“… You can be sure that God will take care of everything you need, his generosity exceeding even yours in the glory that pours from Jesus. Our God and Father abounds in glory that just pours out into eternity…” Philippians 4:19-20 (The Message)
A few weeks ago I was reflecting on the adventure God took our family on. While we have different challenges this year, last year was a year of truly pressing in and finding out which direction He wanted us to walk. During that period, my questions and prayers for wisdom and fasting seemed to lead to… silence. God uttered one word multiple times to my prayers, “Wait.” And I didn’t like it. I was used to doing something, taking action, moving in a direction, any direction, and God continued to tell me, “Wait.”
So I waited all of one month, but not really. Even during that “wait,” I looked for jobs, applied for jobs, worried about jobs, checked for jobs, applied for more jobs, prayed about jobs… instead of just waiting and listening for His next direction.
During my reflection about how I didn’t obey God’s command very well, I was reminded that one short year later, I finally trusted God completely. It only took approximately 8 months last year and approximately 8 years before that, when I first uttered the prayer, “Lord, I want to learn how to trust You, but please be gentle.” for me to be able to honestly say I trust God and that He has a good plan for my life.
Then God reminded me about another choice I had made approximately eight years prior. I was at the beginning of my trust journey with God. Life was chaotic for our family, to put it mildly. I’d had a miscarriage in December 2006, February 2007 brought the beginning of a chronic illness for my husband that we are still battling today (although we are seeing God’s healing power), and I was at a crossroads, again with my employment. I felt like I was hearing God tell me to stop the daycare that I’d run for three years and transition into medical transcription full time.
I wasn’t sure if I was hearing God correctly and I had families that I truly loved and didn’t want to inconvenience. So, I prayed for God’s wisdom and His will. I could see myself doing either/or but wanted to walk in His blessing. I prayed and then waited. Continued doing my job, didn’t look for more transcription work, just waited. Two weeks after my initial prayer, one of my families came to me and announced they were moving and at the end of the school year, a few short weeks from our conversation, they wouldn’t be coming back. While deeply disappointed in losing them, I remember my first words in reply to her were, “I guess that’s my answer.” Probably seemed like a strange way to respond, so I then explained what I meant and began the process of saying goodbye to two girls I had helped raise since birth.
That memory was significant for me. Why was I able to wait patiently eight years ago when last year I kept running ahead of God? Eight years ago I had the innocence of a child still. While our lives were beginning to change drastically and we were dealing with many upheavals, I still had a steady job and income.

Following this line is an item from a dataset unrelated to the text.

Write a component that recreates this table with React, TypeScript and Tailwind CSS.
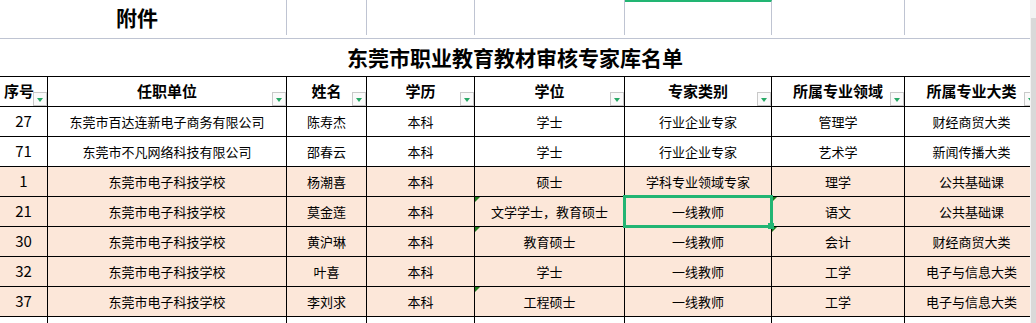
import React from "react";
import clsx from "clsx";

type Row = {
  no: string;
  org: string;
  name: string;
  edu: string;
  degree: string;
  type: string;
  field: string;
  category: string;
  peach: boolean;
  marks: number[];
  selected?: number;
};

const rows: Row[] = [
  { no: "27", org: "东莞市百达连新电子商务有限公司", name: "陈寿杰", edu: "本科", degree: "学士", type: "行业企业专家", field: "管理学", category: "财经商贸大类", peach: false, marks: [] },
  { no: "71", org: "东莞市不凡网络科技有限公司", name: "邵春云", edu: "本科", degree: "学士", type: "行业企业专家", field: "艺术学", category: "新闻传播大类", peach: false, marks: [] },
  { no: "1", org: "东莞市电子科技学校", name: "杨潮喜", edu: "本科", degree: "硕士", type: "学科专业领域专家", field: "理学", category: "公共基础课", peach: true, marks: [] },
  { no: "21", org: "东莞市电子科技学校", name: "莫金莲", edu: "本科", degree: "文学学士，教育硕士", type: "一线教师", field: "语文", category: "公共基础课", peach: true, marks: [4, 6], selected: 5 },
  { no: "30", org: "东莞市电子科技学校", name: "黄沪琳", edu: "本科", degree: "教育硕士", type: "一线教师", field: "会计", category: "财经商贸大类", peach: true, marks: [4, 6] },
  { no: "32", org: "东莞市电子科技学校", name: "叶喜", edu: "本科", degree: "学士", type: "一线教师", field: "工学", category: "电子与信息大类", peach: true, marks: [] },
  { no: "37", org: "东莞市电子科技学校", name: "李刘求", edu: "本科", degree: "工程硕士", type: "一线教师", field: "工学", category: "电子与信息大类", peach: true, marks: [4] },
];

const headers = ["序号", "任职单位", "姓名", "学历", "学位", "专家类别", "所属专业领域", "所属专业大类"];

const grid = "grid grid-cols-[48px_239px_80px_108px_150px_147px_133px_134px]";

const FilterButton = () => (
  <div className="absolute right-0 bottom-0 w-[14px] h-[14px] border border-[#c9c9c9] bg-[#fafafa] flex items-center justify-center">
    <div className="w-0 h-0 border-l-[3px] border-r-[3px] border-t-[4px] border-l-transparent border-r-transparent border-t-[#27a865] mt-[1px]" />
  </div>
);

const Mark = () => (
  <div className="absolute left-0 top-0 w-0 h-0 border-t-[5px] border-r-[5px] border-t-[#1d7a1d] border-r-transparent" />
);

const App = () => {
  return (
    <div className="w-[1036px] h-[323px] overflow-hidden bg-white flex font-['Noto_Sans_CJK_SC',sans-serif] text-black">
      <div className="w-[1030px] overflow-hidden flex flex-col">
        {/* row 1 */}
        <div className={clsx(grid, "h-[39px] shrink-0 border-b border-[#bfc4d2]")}>
          <div className="col-span-2 border-r border-[#bfc4d2] flex items-center justify-center pr-3 text-[21px] font-bold">
            附件
          </div>
          <div className="border-r border-[#bfc4d2]" />
          <div className="border-r border-[#bfc4d2]" />
          <div className="border-r border-[#bfc4d2]" />
          <div className="border-r border-[#bfc4d2] border-t-2 border-t-[#22b573]" />
          <div className="border-r border-[#bfc4d2]" />
          <div className="border-r border-[#bfc4d2]" />
          <div />
        </div>

        {/* title */}
        <div className="h-[38px] shrink-0 border-b border-black flex items-center justify-center text-[21px] font-bold">
          东莞市职业教育教材审核专家库名单
        </div>

        {/* header */}
        <div className={clsx(grid, "h-[30px] shrink-0")}>
          {headers.map((h, i) => (
            <div
              key={h}
              className={clsx(
                "relative border-r border-b border-black flex items-center text-[15px] font-bold whitespace-nowrap",
                i === 0 ? "justify-start pl-[4px]" : "justify-center"
              )}
            >
              {h}
              <FilterButton />
            </div>
          ))}
        </div>

        {/* data */}
        {rows.map((r) => {
          const cells = [r.no, r.org, r.name, r.edu, r.degree, r.type, r.field, r.category];
          return (
            <div key={r.no} className={clsx(grid, "h-[30px] shrink-0", r.peach ? "bg-[#fce7d9]" : "bg-white")}>
              {cells.map((c, i) => (
                <div
                  key={i}
                  className={clsx(
                    "relative border-r border-b border-black flex items-center justify-center whitespace-nowrap",
                    i === 0 ? "text-[15px]" : "text-[13px]"
                  )}
                >
                  {r.marks.includes(i) && <Mark />}
                  {c}
                  {r.selected === i && (
                    <div className="absolute inset-[-2px] border-[3px] border-[#22b573] z-10">
                      <div className="absolute right-[-4px] bottom-[-4px] w-[6px] h-[6px] bg-[#22b573]" />
                    </div>
                  )}
                </div>
              ))}
            </div>
          );
        })}

        {/* next row, cut off */}
        <div className={clsx(grid, "h-[30px] shrink-0 bg-white")}>
          {headers.map((h) => (
            <div key={h} className="border-r border-b border-black" />
          ))}
        </div>
      </div>

      {/* scrollbar */}
      <div className="w-[6px] bg-[#f3f3f3] flex flex-col pl-[1px]">
        <div className="mt-[18px] flex-1 bg-[#d9d9d9]" />
      </div>
    </div>
  );
};

export default App;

Last year I was without an income and that was scarier. However, through the past year, I’ve learned that life wasn’t an emergency in either situations – not when I have a steady income and am contemplating a change or when I have no income and need to make a change.
God isn’t a God of fear. If I hear the word, “wait” from God, then I’m to wait. That means I keep my eyes and ears open and listen for a change in His plans, but until then, He will meet my every need because He told me to wait. If God said walk and I choose instead to wait, well, then, He might not meet all my needs because I’m not obeying what He asked me to do.
I’m glad God reminded me of my journey – both the accelerated version of 2015 as well as the entire adventure starting eight years prior. While I seemingly obeyed more in 2007 because I prayed, sought God’s wisdom and then waited, I think I grew faster in 2015 because of the intensity of the trial. Do I wish I had viewed our circumstances last year through God’s eyes? Yes. Do I wish I would’ve waited when He told me too? Absolutely! I believe He wanted me to wait because He knew that when He gave me the command to walk, I would need to be rested and ready for the journey. I got tired quickly when the signal came because I’d ignored His wait.
When life starts to feel like an emergency and decisions need to be made “right now,” that’s usually a message from the enemy and not my Father. Sometimes God will tell us to hurry up and be quick, but most of the time His peace comes because there is time to seek His wisdom and sometimes to wait.
Very few things in life are true emergencies and I’m so glad God reminded me of that this week.